Caro Dario ti scrivo, così mi distraggo un po’.
Mi distraggo dalla marea urlante che già da oggi approfitterà del tuo non esserci più per fare politica faziosa.
Mi distraggo anche dalla lontananza dolorosa che si era creata tra te e me.
Mi distraggo dall’idea che un altro pezzo della mia gioventù se n’è andato.
Un pezzo da novanta, stavolta. Ero davvero piccolo quando la tua formidabile “Canzonissima” del 1962 sfondò il video pudibondo che un altro grande protagonista di quegli anni (andrete a prendere un caffè insieme sulle nuvole?), Ettore Bernabei, aveva preparato per gli italiani sotto tutela democristiana.

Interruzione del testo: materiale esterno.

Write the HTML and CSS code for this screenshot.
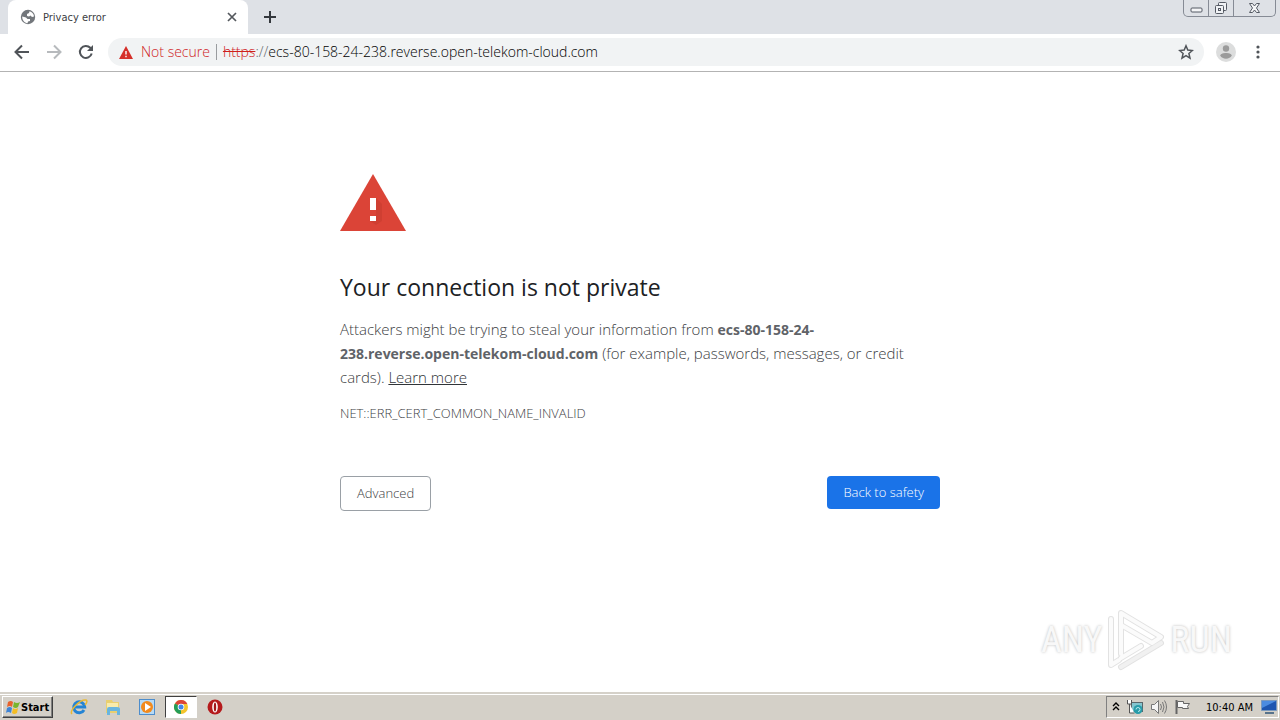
FILE: index.html
```html
<!DOCTYPE html>
<html lang="en">
<head>
<meta charset="utf-8">
<title>Privacy error</title>
<link rel="stylesheet" href="styles.css">
</head>
<body>
<header class="browser">
  <div class="tabstrip">
    <div class="tab">
      <svg class="globe" viewBox="0 0 16 16"><circle cx="8" cy="8" r="7.2" fill="#73777c"/><path d="M2.200 7.500 6 8.500l1.500 1.500H10v2l-2 .5-.5 1.700C4.500 14 2 11 2.200 7.500ZM9.500 2.200 9 4 7 5v2l2 .5 1.500-1L12 8l2-.5C14 5 12 2.700 9.500 2.200Z" fill="#fff"/></svg>
      <span class="tab-title">Privacy error</span>
      <button class="icon-btn tab-close" aria-label="Close tab"><svg width="10" height="10" viewBox="0 0 10 10"><path d="m1 1 8 8M9 1 1 9" stroke="#54585d" stroke-width="1.700"/></svg></button>
    </div>
    <button class="icon-btn new-tab" aria-label="New tab"><svg width="12" height="12" viewBox="0 0 12 12"><path d="M6 0v12M0 6h12" stroke="#34383d" stroke-width="2"/></svg></button>
    <div class="window-controls">
      <button class="win min" aria-label="Minimize"><svg width="13" height="6" viewBox="0 0 13 6"><rect x="1" y="1" width="11" height="4" rx="1" fill="#f4f5f7" stroke="#555a64"/></svg></button>
      <button class="win" aria-label="Restore"><svg width="14" height="14" viewBox="0 0 14 14" fill="#f0f2f5" stroke="#555a64"><rect x="4.500" y="1.500" width="8" height="8" rx="1"/><rect x="1.500" y="4.500" width="8" height="8" rx="1"/><rect x="4.500" y="7.500" width="2" height="2"/></svg></button>
      <button class="win close" aria-label="Close"><svg width="13" height="12" viewBox="0 0 13 12"><path d="M1.500 1.500h3l2 2.500 2-2.500h3L8.500 6l3 4.500h-3l-2-2.500-2 2.500h-3L4.500 6Z" fill="#f4f5f7" stroke="#555a64"/></svg></button>
    </div>
  </div>
  <div class="toolbar">
    <button class="icon-btn" aria-label="Back"><svg width="16" height="16" viewBox="0 0 16 16" fill="none" stroke="#505459" stroke-width="2"><path d="M15 8H2M8 1.500 1.500 8 8 14.500"/></svg></button>
    <button class="icon-btn" aria-label="Forward"><svg width="16" height="16" viewBox="0 0 16 16" fill="none" stroke="#b7babd" stroke-width="2"><path d="M1 8h13M8 1.500 14.500 8 8 14.500"/></svg></button>
    <button class="icon-btn" aria-label="Reload"><svg width="16" height="16" viewBox="0 0 16 16"><path d="M13.700 9.500A6 6 0 1 1 12.300 3.800L14 5.500" fill="none" stroke="#505459" stroke-width="2"/><path d="M15 1v6H9Z" fill="#505459"/></svg></button>
    <div class="omnibox">
      <svg class="warn" viewBox="0 0 14 13"><path d="M7 0 14 13H0Z" fill="#d5302a"/><path d="M7 5v3.500M7 9.700v1.500" stroke="#fff" stroke-width="1.400"/></svg>
      <span class="not-secure">Not secure</span>
      <span class="divider"></span>
      <span class="url"><s>https</s><span class="slashes">://</span>ecs-80-158-24-238.reverse.open-telekom-cloud.com</span>
      <button class="icon-btn star" aria-label="Bookmark"><svg width="16" height="16" viewBox="0 0 16 16"><path d="m8 1.800 1.800 4.300 4.600.4-3.500 3 1.100 4.600L8 11.700l-4 2.400 1.100-4.600-3.500-3 4.600-.4Z" fill="none" stroke="#505459" stroke-width="1.500"/></svg></button>
    </div>
    <button class="icon-btn avatar" aria-label="Profile"><svg width="20" height="20" viewBox="0 0 20 20"><circle cx="10" cy="10" r="10" fill="#dcdddd"/><circle cx="10" cy="6.500" r="3.200" fill="#9b9b9b"/><path d="M4.300 13.500c0-3.500 11.400-3.500 11.400 0-1.500 4.200-9.900 4.200-11.400 0Z" fill="#9b9b9b"/></svg></button>
    <button class="icon-btn" aria-label="Menu"><svg width="16" height="16" viewBox="0 0 16 16" fill="#505459"><circle cx="8" cy="3" r="1.600"/><circle cx="8" cy="8" r="1.600"/><circle cx="8" cy="13" r="1.600"/></svg></button>
  </div>
</header>

<main class="page">
  <div class="interstitial">
    <svg class="alert" viewBox="0 0 66 57"><path d="M33 0 66 57H0Z" fill="#db4437"/><path d="m36 24 6 6v17l-6 4-6-4 6-6Z" fill="#b9362c" opacity=".35"/><path d="M30 24h6v12h-6ZM30 42h6v5h-6Z" fill="#fff"/></svg>
    <h1>Your connection is not private</h1>
    <p class="message">Attackers might be trying to steal your information from <strong>ecs-80-158-24-238.reverse.open-telekom-cloud.com</strong> (for example, passwords, messages, or credit cards). <a href="#">Learn more</a></p>
    <p class="code">NET::ERR_CERT_COMMON_NAME_INVALID</p>
    <div class="actions">
      <button class="btn secondary">Advanced</button>
      <button class="btn primary">Back to safety</button>
    </div>
  </div>
  <div class="watermark">
    <span>ANY</span>
    <svg width="58" height="64" viewBox="0 0 58 64" fill="none" stroke-linejoin="round" stroke-linecap="round"><g stroke="#e2e2e2" stroke-width="6"><path d="M14 46V5l40 24-9 6-31-18M4 11v46l8-5M14 50l20-12M14 59l40-24"/></g><g stroke="#fbfbfb" stroke-width="4"><path d="M14 46V5l40 24-9 6-31-18M4 11v46l8-5M14 50l20-12"/></g><path d="m14 59 40-24" stroke="#f1f1f1" stroke-width="4"/></svg>
    <span>RUN</span>
  </div>
</main>

<footer class="taskbar">
  <button class="start"><svg width="16" height="15" viewBox="0 0 16 15"><path d="M3 2q3-2 5 0L7 7Q5 5 2 7Z" fill="#e8622c"/><path d="M9 2q3 2 6 0l-2 5q-2 2-5 0Z" fill="#79b52c"/><path d="M2 8q3-2 5 0l-1 5q-3-2-5 0Z" fill="#3e84d6"/><path d="M8 8q2 2 5 0l-1 5q-3 2-5 0Z" fill="#f4bd24"/></svg>Start</button>
  <button class="task" aria-label="Internet Explorer"><svg width="18" height="18" viewBox="0 0 18 18" fill="none"><path d="M14 12a5.500 5.500 0 1 1 .7-3H5" stroke="#2484d4" stroke-width="3"/><path d="M2 16C-1 13 10 1 16 2c2 1 0 4-1 5" stroke="#eab932" stroke-width="1.500"/></svg></button>
  <button class="task" aria-label="Explorer"><svg width="18" height="18" viewBox="0 0 18 18"><path d="M2 4V2h6l1 2h6v11H2Z" fill="#e9cf70"/><path d="M3 5h11v7H3Z" fill="#f8ebac"/><path d="M3 17v-6q0-2 2-2h8q3 0 3 2v6h-3v-4H6v4Z" fill="#69b5df"/></svg></button>
  <button class="task" aria-label="Media Player"><svg width="16" height="16" viewBox="0 0 16 16"><rect x=".5" y=".5" width="15" height="15" fill="#b6daf5" stroke="#4d8dcc"/><circle cx="8" cy="8" r="6" fill="#f28a1c"/><path d="m6 4 6 4-6 4Z" fill="#fff"/></svg></button>
  <button class="task active" aria-label="Chrome"><svg width="14" height="14" viewBox="0 0 14 14"><circle cx="7" cy="7" r="7" fill="#f4c42c"/><path d="M7 7 1 3.400A7 7 0 0 1 13.300 4H7Z" fill="#dc4437"/><path d="M7 7v7A7 7 0 0 1 1 3.400Z" fill="#249d58"/><circle cx="7" cy="7" r="3.300" fill="#fff"/><circle cx="7" cy="7" r="2.500" fill="#4285e8"/></svg></button>
  <button class="task" aria-label="Opera"><svg width="16" height="16" viewBox="0 0 16 16"><circle cx="8" cy="8" r="7.500" fill="#b51a1c"/><ellipse cx="8" cy="8" rx="2.800" ry="5.500" fill="#fff"/><ellipse cx="8" cy="8" rx="1.200" ry="4.500" fill="#a31719"/></svg></button>
  <div class="tray">
    <svg width="8" height="10" viewBox="0 0 8 10" fill="none" stroke="#000" stroke-width="1.400"><path d="m1 4 3-3 3 3M1 8l3-3 3 3"/></svg>
    <svg width="18" height="16" viewBox="0 0 18 16"><rect x="5.500" y="3.500" width="11" height="9" fill="#83c5cf" stroke="#58666b"/><path d="M1.500 1v4h4V1M3.500 5v9h5" fill="#fff" stroke="#555"/><circle cx="12" cy="10.500" r="4.500" fill="#289ca9"/><path d="M10 10.500a2 2 0 1 1 2 2" fill="none" stroke="#bceaf0"/></svg>
    <svg width="18" height="16" viewBox="0 0 18 16" fill="none" stroke="#777"><path d="M1.500 5.500h3l4-4v13l-4-4h-3Z" fill="#f5f5f5"/><path d="M10.500 5q2 3 0 6M12.500 3q3 5 0 10M14.500 1.500q4 6.500 0 13"/></svg>
    <svg width="18" height="16" viewBox="0 0 18 16" stroke="#666"><path d="M2.500 1v14" stroke-width="2"/><path d="M3.500 2.500h6v2h6l-2 3 1 2h-6v-1h-5Z" fill="#f8f8f8"/></svg>
    <time>10:40 AM</time>
    <svg width="16" height="14" viewBox="0 0 16 14"><path d="M.5.500h15v10H.5Z" fill="#1d55b0" stroke="#7b99bd"/><path d="M1 1h14L1 8Z" fill="#4b8be0"/><path d="M4 13h9" stroke="#58738c" stroke-width="2"/></svg>
  </div>
</footer>
</body>
</html>
```
FILE: styles.css
```css
* { box-sizing: border-box; }
body {
  margin: 0;
  min-height: 100vh;
  display: flex;
  flex-direction: column;
  background: #fff;
  color: #3c4043;
  font-family: "Open Sans", "Noto Sans", sans-serif;
  font-weight: 300;
}
button { font: inherit; padding: 0; }
.icon-btn {
  display: grid;
  place-items: center;
  border: 0;
  background: none;
}
.browser { border-bottom: 1px solid #b3b3b3; }
.tabstrip {
  display: flex;
  align-items: stretch;
  height: 34px;
  padding-left: 8px;
  background: #dee1e6;
}
.tab {
  display: flex;
  align-items: center;
  width: 240px;
  padding: 0 10px 0 12px;
  gap: 7px;
  border-radius: 8px 8px 0 0;
  background: #fff;
}
.globe { width: 16px; height: 16px; }
.tab-title {
  flex: 1;
  color: #3c4043;
  font: 11px "DejaVu Sans Condensed", "DejaVu Sans", sans-serif;
}
.tab-close { width: 12px; height: 16px; }
.new-tab { width: 44px; }
.window-controls {
  display: flex;
  height: 17px;
  margin-left: auto;
  margin-right: 4px;
  border: 1px solid #868b95;
  border-top: 0;
  border-radius: 0 0 5px 5px;
}
.win {
  display: grid;
  place-items: center;
  width: 25px;
  border: 0;
  border-right: 1px solid #868b95;
  background: none;
}
.min { align-items: end; padding-bottom: 3px; }
.win.close { width: 41px; border-right: 0; }
.toolbar {
  display: flex;
  align-items: center;
  height: 37px;
  padding: 0 14px 1px 14px;
  gap: 16px;
}
.omnibox {
  flex: 1;
  display: flex;
  align-items: center;
  height: 28px;
  margin-left: -2px;
  margin-right: -4px;
  padding: 0 10px 0 11px;
  border-radius: 14px;
  background: #f1f3f4;
  font-size: 14px;
}
.avatar { margin-right: -2px; }
.warn { width: 14px; height: 13px; margin-right: 8px; }
.not-secure, .url s { color: #cf211b; }
.divider { width: 1px; height: 16px; margin: 0 6px; background: #999c9f; }
.not-secure, .url { padding-bottom: 2px; }
.url { flex: 1; color: #000; }
.slashes { color: #62666b; }
.page {
  position: relative;
  flex: 1;
  padding: 102px 24px 0;
}
.interstitial { max-width: 600px; margin: 0 auto; }
.alert { display: block; width: 66px; height: 57px; }
h1 {
  margin: 40px 0 14px;
  color: #202124;
  font-size: 23px;
  font-weight: 400;
  line-height: 32px;
}
.message { margin: 0; padding-right: 24px; font-size: 15px; line-height: 24px; }
.message strong { color: #5f6368; font-size: 14px; font-weight: 700; line-height: 16px; }
.message a { color: #303438; }
.code { margin: 12px 0 0; font-size: 13px; line-height: 24px; }
.actions {
  display: flex;
  align-items: flex-start;
  justify-content: space-between;
  margin-top: 51px;
}
.btn {
  padding: 0 16px;
  border-radius: 4px;
  font-size: 13px;
  line-height: 33px;
}
.secondary { border: 1px solid #9aa0a6; background: #fff; color: #3c4043; }
.primary { border: 0; background: #1a73e8; color: #fff; }
.watermark {
  position: absolute;
  right: 48px;
  bottom: 20px;
  display: flex;
  align-items: center;
  gap: 5px;
  color: #f8f8f8;
  font: 400 36px/64px "Roboto Condensed", "Open Sans Condensed", "Liberation Sans Narrow", sans-serif;
  text-shadow: 0 0 3px #bdbdbd;
}
.taskbar {
  display: flex;
  align-items: center;
  height: 28px;
  padding-left: 2px;
  border-top: 2px solid #d5d1c9;
  background: #d4d0c8;
  box-shadow: inset 0 1px #fff;
}
.start {
  display: flex;
  align-items: center;
  height: 22px;
  margin-right: 10px;
  padding: 0 3px 0 2px;
  border: 1px solid;
  border-color: #fff #404040 #404040 #fff;
  background: #d4d0c8;
  box-shadow: inset -1px -1px #808080;
  color: #000;
  font: bold 11px "DejaVu Sans Condensed", "DejaVu Sans", sans-serif;
}
.task {
  display: grid;
  place-items: center;
  width: 32px;
  height: 22px;
  margin-right: 2px;
  border: 0;
  background: none;
}
.task.active {
  border: 1px solid;
  border-color: #404040 #fff #fff #404040;
  background: #fff;
}
.tray {
  display: flex;
  align-items: center;
  gap: 6px;
  height: 22px;
  margin-left: auto;
  margin-right: 1px;
  padding: 0 1px 0 5px;
  border: 1px solid;
  border-color: #808080 #fff #fff #808080;
  color: #000;
  font: 11px "DejaVu Sans Condensed", "DejaVu Sans", sans-serif;
}
.tray time { margin: 0 2px 0 8px; white-space: nowrap; }
```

Io cantavo a squarciagola la fantastica sigla di quel programma in bianco e nero, che a un certo punto faceva “ …un babbo un poco frivolo, che porta un sacco di canzonette…”. E il babbo, quello mio vero, severo come pochi, si arrabbiava.
Forse perché non gli piaceva nemmeno il coro dell’incipit, che cantava “Popolo del miracolo, miracolo economico, o popolo che volendolo puoi far quel che ti par…”
E poi la deflagrazione, nei disimpegnati anni ottanta, del “Mistero Buffo” che, ci giurerei, è stata la tua autostrada per il Nobel meno atteso e più sorprendente della Storia.
E tante altre cose, sempre dette e scritte con Franca, compagna insostituibile di arte e di vita, col segno indelebile del genio bertoldesco, sempre pronto al pernacchio sonoro, sempre rivolto in direzione del potere.
Caro Dario ti scrivo perché sei stato un grande, qualunque cosa dicessi o pensassi, che si fosse d’accordo o no.